* Begin DATASET ROWS *

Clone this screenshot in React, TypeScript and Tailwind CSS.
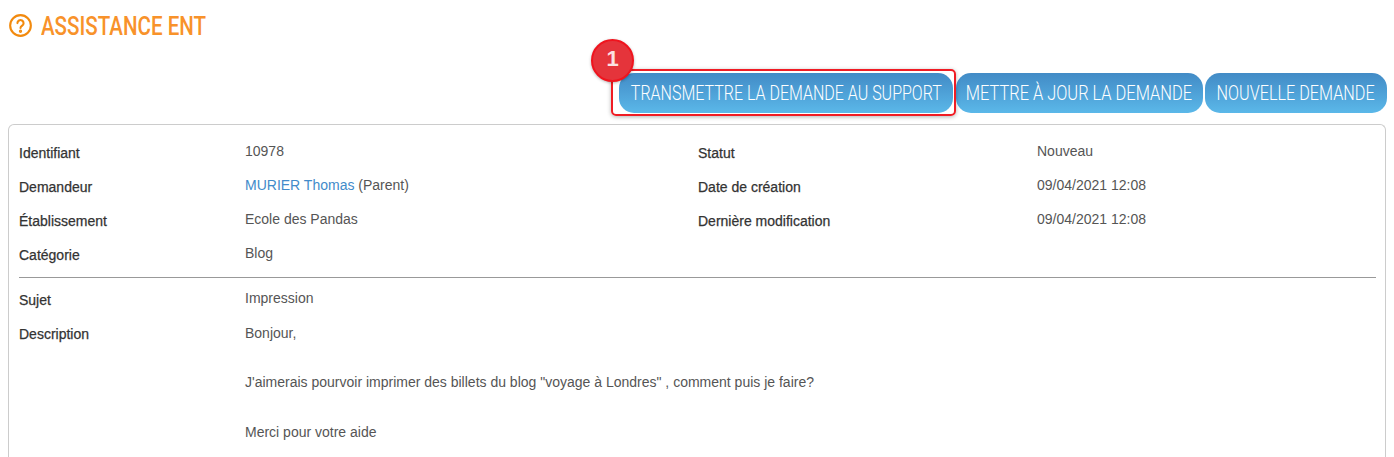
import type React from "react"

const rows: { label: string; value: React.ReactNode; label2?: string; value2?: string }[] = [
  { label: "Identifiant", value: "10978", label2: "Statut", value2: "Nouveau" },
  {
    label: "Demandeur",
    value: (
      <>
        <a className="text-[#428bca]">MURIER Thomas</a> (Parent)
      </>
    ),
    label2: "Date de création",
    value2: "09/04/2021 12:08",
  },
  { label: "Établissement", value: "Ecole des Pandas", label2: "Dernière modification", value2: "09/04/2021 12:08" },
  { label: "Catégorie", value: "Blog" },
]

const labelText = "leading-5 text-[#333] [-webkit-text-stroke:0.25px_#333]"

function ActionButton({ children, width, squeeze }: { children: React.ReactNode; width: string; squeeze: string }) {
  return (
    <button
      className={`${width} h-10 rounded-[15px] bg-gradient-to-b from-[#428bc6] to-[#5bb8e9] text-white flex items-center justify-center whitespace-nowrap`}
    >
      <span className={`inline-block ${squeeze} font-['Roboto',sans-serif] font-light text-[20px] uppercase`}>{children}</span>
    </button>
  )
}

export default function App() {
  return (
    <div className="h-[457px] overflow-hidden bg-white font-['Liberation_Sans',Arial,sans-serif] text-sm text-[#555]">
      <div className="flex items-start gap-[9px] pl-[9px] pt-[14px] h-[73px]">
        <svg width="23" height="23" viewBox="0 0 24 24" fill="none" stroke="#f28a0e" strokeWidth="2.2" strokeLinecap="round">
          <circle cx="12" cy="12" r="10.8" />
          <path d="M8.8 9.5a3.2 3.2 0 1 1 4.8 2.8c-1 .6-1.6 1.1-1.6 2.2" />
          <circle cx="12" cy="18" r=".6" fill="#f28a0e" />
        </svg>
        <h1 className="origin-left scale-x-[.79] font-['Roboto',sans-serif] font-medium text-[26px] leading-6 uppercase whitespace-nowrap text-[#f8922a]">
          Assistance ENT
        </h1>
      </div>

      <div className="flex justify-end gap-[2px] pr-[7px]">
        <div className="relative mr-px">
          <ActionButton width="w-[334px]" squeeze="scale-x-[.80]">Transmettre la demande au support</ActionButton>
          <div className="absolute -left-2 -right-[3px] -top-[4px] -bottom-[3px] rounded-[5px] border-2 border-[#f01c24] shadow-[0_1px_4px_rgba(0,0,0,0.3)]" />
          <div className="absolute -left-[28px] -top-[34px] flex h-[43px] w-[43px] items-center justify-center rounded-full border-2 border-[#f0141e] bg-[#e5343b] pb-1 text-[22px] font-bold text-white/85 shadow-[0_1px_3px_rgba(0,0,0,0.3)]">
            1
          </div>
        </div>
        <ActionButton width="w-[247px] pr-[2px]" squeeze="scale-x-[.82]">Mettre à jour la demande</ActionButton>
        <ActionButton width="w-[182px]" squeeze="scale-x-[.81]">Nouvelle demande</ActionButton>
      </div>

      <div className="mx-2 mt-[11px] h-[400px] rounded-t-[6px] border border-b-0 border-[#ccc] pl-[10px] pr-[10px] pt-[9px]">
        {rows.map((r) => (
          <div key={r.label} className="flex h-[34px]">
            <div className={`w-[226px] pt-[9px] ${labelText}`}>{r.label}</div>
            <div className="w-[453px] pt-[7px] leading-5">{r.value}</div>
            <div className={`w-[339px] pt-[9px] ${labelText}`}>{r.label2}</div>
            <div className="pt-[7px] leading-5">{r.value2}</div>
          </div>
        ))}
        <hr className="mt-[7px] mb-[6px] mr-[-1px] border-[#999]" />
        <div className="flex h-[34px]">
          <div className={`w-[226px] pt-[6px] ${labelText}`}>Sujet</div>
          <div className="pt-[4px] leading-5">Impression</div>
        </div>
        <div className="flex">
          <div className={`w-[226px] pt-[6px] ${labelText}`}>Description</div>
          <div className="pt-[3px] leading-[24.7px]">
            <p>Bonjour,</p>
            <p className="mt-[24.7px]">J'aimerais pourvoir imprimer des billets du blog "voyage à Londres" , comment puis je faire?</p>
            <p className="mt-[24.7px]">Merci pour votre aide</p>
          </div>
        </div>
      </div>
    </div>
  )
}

* End DATASET ROWS *
* Begin DATASET ROWS *

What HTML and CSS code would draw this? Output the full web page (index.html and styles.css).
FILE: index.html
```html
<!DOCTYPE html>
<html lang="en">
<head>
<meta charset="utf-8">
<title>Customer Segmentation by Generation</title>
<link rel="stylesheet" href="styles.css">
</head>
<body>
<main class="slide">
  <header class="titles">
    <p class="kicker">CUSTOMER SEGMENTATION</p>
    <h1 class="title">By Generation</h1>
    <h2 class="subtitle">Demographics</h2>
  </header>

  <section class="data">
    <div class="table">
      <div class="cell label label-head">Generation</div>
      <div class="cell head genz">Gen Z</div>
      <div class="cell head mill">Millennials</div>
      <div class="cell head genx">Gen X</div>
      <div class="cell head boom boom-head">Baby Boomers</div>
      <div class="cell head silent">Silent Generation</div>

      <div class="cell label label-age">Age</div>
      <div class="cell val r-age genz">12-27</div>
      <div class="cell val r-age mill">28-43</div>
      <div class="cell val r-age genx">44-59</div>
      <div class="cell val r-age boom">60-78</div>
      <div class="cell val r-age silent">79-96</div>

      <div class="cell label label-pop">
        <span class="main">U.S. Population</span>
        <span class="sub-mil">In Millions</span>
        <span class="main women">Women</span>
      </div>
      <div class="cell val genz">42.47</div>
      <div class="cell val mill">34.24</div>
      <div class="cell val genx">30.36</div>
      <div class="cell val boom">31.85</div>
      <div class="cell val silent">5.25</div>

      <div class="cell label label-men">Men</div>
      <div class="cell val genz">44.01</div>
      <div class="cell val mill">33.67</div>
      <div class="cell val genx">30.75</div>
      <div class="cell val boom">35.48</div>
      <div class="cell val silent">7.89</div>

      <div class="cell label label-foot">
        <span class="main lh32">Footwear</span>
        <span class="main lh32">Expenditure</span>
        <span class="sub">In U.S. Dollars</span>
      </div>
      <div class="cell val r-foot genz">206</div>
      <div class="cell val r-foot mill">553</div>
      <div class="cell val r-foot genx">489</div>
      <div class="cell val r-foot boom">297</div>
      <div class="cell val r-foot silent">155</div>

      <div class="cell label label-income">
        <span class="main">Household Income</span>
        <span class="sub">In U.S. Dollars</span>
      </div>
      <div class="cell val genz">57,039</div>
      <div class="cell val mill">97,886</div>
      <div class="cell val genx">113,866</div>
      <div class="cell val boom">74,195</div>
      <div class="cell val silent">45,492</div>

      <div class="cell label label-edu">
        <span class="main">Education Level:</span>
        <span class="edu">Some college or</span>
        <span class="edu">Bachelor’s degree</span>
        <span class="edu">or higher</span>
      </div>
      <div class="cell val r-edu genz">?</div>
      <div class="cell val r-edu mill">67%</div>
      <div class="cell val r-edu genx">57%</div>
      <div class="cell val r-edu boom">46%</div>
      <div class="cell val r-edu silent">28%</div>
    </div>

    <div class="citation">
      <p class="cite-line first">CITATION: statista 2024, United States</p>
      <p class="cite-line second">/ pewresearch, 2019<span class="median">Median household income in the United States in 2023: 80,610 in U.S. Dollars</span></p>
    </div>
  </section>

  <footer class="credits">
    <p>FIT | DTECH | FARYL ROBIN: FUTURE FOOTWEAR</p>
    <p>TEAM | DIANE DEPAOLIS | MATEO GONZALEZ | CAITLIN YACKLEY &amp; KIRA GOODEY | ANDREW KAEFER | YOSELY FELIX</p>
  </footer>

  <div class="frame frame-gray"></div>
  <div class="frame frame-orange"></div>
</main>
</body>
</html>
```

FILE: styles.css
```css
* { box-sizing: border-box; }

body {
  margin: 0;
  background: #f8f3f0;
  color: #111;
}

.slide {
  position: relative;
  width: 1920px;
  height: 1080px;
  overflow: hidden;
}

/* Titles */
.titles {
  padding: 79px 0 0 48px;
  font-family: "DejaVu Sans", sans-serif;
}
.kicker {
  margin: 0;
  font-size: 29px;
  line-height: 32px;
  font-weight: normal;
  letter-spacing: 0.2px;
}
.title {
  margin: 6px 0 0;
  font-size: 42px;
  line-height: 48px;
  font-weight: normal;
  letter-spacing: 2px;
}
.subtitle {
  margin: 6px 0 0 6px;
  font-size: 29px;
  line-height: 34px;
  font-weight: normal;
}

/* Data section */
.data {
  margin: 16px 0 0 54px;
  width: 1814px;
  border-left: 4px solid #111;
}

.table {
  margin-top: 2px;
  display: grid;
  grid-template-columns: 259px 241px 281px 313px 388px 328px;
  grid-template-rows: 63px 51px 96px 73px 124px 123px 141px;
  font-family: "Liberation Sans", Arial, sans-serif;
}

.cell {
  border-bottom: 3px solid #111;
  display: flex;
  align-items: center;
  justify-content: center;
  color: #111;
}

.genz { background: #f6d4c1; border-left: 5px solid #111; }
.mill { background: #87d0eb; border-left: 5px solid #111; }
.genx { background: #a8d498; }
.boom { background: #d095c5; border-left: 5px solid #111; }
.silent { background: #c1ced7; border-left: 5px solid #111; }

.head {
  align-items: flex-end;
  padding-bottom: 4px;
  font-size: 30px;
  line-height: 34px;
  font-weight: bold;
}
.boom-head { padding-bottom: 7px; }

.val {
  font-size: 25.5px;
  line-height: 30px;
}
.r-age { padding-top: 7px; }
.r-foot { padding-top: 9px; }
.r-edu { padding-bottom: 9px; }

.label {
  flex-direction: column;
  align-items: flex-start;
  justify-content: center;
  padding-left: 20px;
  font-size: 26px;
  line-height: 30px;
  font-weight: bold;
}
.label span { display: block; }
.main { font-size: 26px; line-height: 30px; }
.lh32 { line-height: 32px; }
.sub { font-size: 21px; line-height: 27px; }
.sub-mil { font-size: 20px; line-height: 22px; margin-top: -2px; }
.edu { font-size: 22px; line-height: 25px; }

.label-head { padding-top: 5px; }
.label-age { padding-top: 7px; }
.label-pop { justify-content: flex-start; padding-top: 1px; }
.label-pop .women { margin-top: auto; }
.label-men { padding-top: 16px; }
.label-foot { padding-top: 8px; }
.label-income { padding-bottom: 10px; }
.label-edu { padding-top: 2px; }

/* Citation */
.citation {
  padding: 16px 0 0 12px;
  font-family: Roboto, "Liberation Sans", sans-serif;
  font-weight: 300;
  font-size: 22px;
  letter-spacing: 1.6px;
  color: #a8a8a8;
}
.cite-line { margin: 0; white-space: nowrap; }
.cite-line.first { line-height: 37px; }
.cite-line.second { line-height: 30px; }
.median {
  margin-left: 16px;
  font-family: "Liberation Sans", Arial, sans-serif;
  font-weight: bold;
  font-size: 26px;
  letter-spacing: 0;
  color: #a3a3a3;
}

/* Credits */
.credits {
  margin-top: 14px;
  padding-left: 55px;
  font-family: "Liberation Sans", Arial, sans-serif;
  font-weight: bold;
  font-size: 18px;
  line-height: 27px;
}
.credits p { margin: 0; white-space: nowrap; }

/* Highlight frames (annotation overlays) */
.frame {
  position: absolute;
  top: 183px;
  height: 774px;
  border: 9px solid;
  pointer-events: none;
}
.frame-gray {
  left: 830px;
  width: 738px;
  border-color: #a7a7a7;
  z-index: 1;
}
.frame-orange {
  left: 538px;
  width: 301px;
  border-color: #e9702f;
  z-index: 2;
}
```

* End DATASET ROWS *

**AIM OF THE EXERCISE**
From the records above, copy exactly the stretch from the line holding "Clone this screenshot" through the line holding "import type React", both ends included, without the pictures.

**TASK ANSWER**
Clone this screenshot in React, TypeScript and Tailwind CSS.
import type React from "react"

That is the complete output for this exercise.